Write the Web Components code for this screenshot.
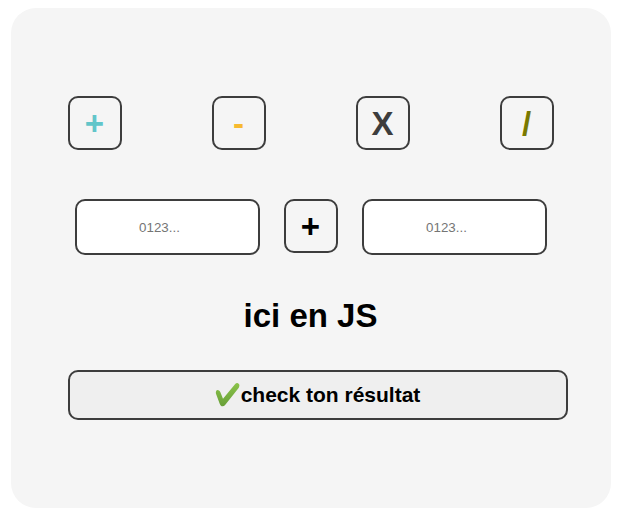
<!DOCTYPE html>
<html lang="fr"><head><meta charset="utf-8"><title>Calcul</title>
<style>
body{margin:8px 10px 0 11px;font-family:"Liberation Sans",Arial,sans-serif;background:#fff}
</style></head><body>
<calc-card></calc-card>
<script>
customElements.define('op-tile', class extends HTMLElement{
  constructor(){super();this.attachShadow({mode:'open'}).innerHTML=`<style>
  :host{box-sizing:border-box;width:54px;height:54px;padding:2px 1px 0 0;border:2px solid #3d3d3d;border-radius:10px;display:flex;align-items:center;justify-content:center;font-size:33px;line-height:38px;font-weight:700}
  </style><slot></slot>`;}
});
customElements.define('number-field', class extends HTMLElement{
  constructor(){super();this.attachShadow({mode:'open'}).innerHTML=`<style>
  :host{display:block;width:185px;height:56px}
  input{box-sizing:border-box;display:block;width:100%;height:100%;margin:0;padding:1px 18px 1px 2px;border:2px solid #3d3d3d;border-radius:10px;background:#fff;text-align:center;font:13.333px "Liberation Sans",Arial,sans-serif}
  input::placeholder{color:#757575}
  </style><input placeholder="0123...">`;}
});
customElements.define('check-button', class extends HTMLElement{
  constructor(){super();this.attachShadow({mode:'open'}).innerHTML=`<style>
  :host{display:block;width:500px;height:50px}
  button{box-sizing:border-box;width:100%;height:100%;display:flex;align-items:center;justify-content:center;padding:0 1px 0 0;border:2px solid #3d3d3d;border-radius:10px;background:#efefef;color:#000;font:700 21px/24px "Liberation Sans",Arial,sans-serif}
  svg{width:26px;height:26px;flex:none}
  </style><button><svg viewBox="0 0 26 26"><defs><linearGradient id="g" x1="0" y1="0" x2="0" y2="1"><stop offset="0" stop-color="#8bc34a"/><stop offset="1" stop-color="#689f38"/></linearGradient></defs><path fill="url(#g)" d="M1 9.4Q1.6 7.8 3.4 8.2 4.9 8.5 5.4 10.2L8 16.8 20.2 2Q21.3.8 23 1.2 24.6 1.9 24.4 3.8L23.8 5.8 10.3 22.8Q8.7 24.8 6.6 24.2 5.3 23.8 4.6 21.5L1 11.7Q.6 10.5 1 9.4Z"/></svg><slot></slot></button>`;}
});
customElements.define('calc-card', class extends HTMLElement{
  constructor(){super();this.attachShadow({mode:'open'}).innerHTML=`<style>
  :host{box-sizing:border-box;display:flex;flex-direction:column;width:600px;height:500px;padding:88px 43px 0 57px;border-radius:25px;background:#f5f5f5}
  .ops{display:flex;justify-content:space-between;width:486px}
  .sum{display:flex;gap:24px;margin:49px 0 0 7px}
  h1{margin:41px 0 35px;width:485px;font-size:33px;line-height:39px;text-align:center}
  </style>
  <div class="ops"><op-tile style="color:#62c5c9">+</op-tile><op-tile style="color:#f7b92f">-</op-tile><op-tile style="color:#3d3d3d">X</op-tile><op-tile style="color:#797900">/</op-tile></div>
  <div class="sum"><number-field></number-field><op-tile>+</op-tile><number-field></number-field></div>
  <h1>ici en JS</h1>
  <check-button>check ton résultat</check-button>`;}
});
</script></body></html>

• _Written problem_
Without the pictures, retype the whole of the material above exactly.

• _Completed exercise_
Write the Web Components code for this screenshot.
<!DOCTYPE html>
<html lang="fr"><head><meta charset="utf-8"><title>Calcul</title>
<style>
body{margin:8px 10px 0 11px;font-family:"Liberation Sans",Arial,sans-serif;background:#fff}
</style></head><body>
<calc-card></calc-card>
<script>
customElements.define('op-tile', class extends HTMLElement{
  constructor(){super();this.attachShadow({mode:'open'}).innerHTML=`<style>
  :host{box-sizing:border-box;width:54px;height:54px;padding:2px 1px 0 0;border:2px solid #3d3d3d;border-radius:10px;display:flex;align-items:center;justify-content:center;font-size:33px;line-height:38px;font-weight:700}
  </style><slot></slot>`;}
});
customElements.define('number-field', class extends HTMLElement{
  constructor(){super();this.attachShadow({mode:'open'}).innerHTML=`<style>
  :host{display:block;width:185px;height:56px}
  input{box-sizing:border-box;display:block;width:100%;height:100%;margin:0;padding:1px 18px 1px 2px;border:2px solid #3d3d3d;border-radius:10px;background:#fff;text-align:center;font:13.333px "Liberation Sans",Arial,sans-serif}
  input::placeholder{color:#757575}
  </style><input placeholder="0123...">`;}
});
customElements.define('check-button', class extends HTMLElement{
  constructor(){super();this.attachShadow({mode:'open'}).innerHTML=`<style>
  :host{display:block;width:500px;height:50px}
  button{box-sizing:border-box;width:100%;height:100%;display:flex;align-items:center;justify-content:center;padding:0 1px 0 0;border:2px solid #3d3d3d;border-radius:10px;background:#efefef;color:#000;font:700 21px/24px "Liberation Sans",Arial,sans-serif}
  svg{width:26px;height:26px;flex:none}
  </style><button><svg viewBox="0 0 26 26"><defs><linearGradient id="g" x1="0" y1="0" x2="0" y2="1"><stop offset="0" stop-color="#8bc34a"/><stop offset="1" stop-color="#689f38"/></linearGradient></defs><path fill="url(#g)" d="M1 9.4Q1.6 7.8 3.4 8.2 4.9 8.5 5.4 10.2L8 16.8 20.2 2Q21.3.8 23 1.2 24.6 1.9 24.4 3.8L23.8 5.8 10.3 22.8Q8.7 24.8 6.6 24.2 5.3 23.8 4.6 21.5L1 11.7Q.6 10.5 1 9.4Z"/></svg><slot></slot></button>`;}
});
customElements.define('calc-card', class extends HTMLElement{
  constructor(){super();this.attachShadow({mode:'open'}).innerHTML=`<style>
  :host{box-sizing:border-box;display:flex;flex-direction:column;width:600px;height:500px;padding:88px 43px 0 57px;border-radius:25px;background:#f5f5f5}
  .ops{display:flex;justify-content:space-between;width:486px}
  .sum{display:flex;gap:24px;margin:49px 0 0 7px}
  h1{margin:41px 0 35px;width:485px;font-size:33px;line-height:39px;text-align:center}
  </style>
  <div class="ops"><op-tile style="color:#62c5c9">+</op-tile><op-tile style="color:#f7b92f">-</op-tile><op-tile style="color:#3d3d3d">X</op-tile><op-tile style="color:#797900">/</op-tile></div>
  <div class="sum"><number-field></number-field><op-tile>+</op-tile><number-field></number-field></div>
  <h1>ici en JS</h1>
  <check-button>check ton résultat</check-button>`;}
});
</script></body></html>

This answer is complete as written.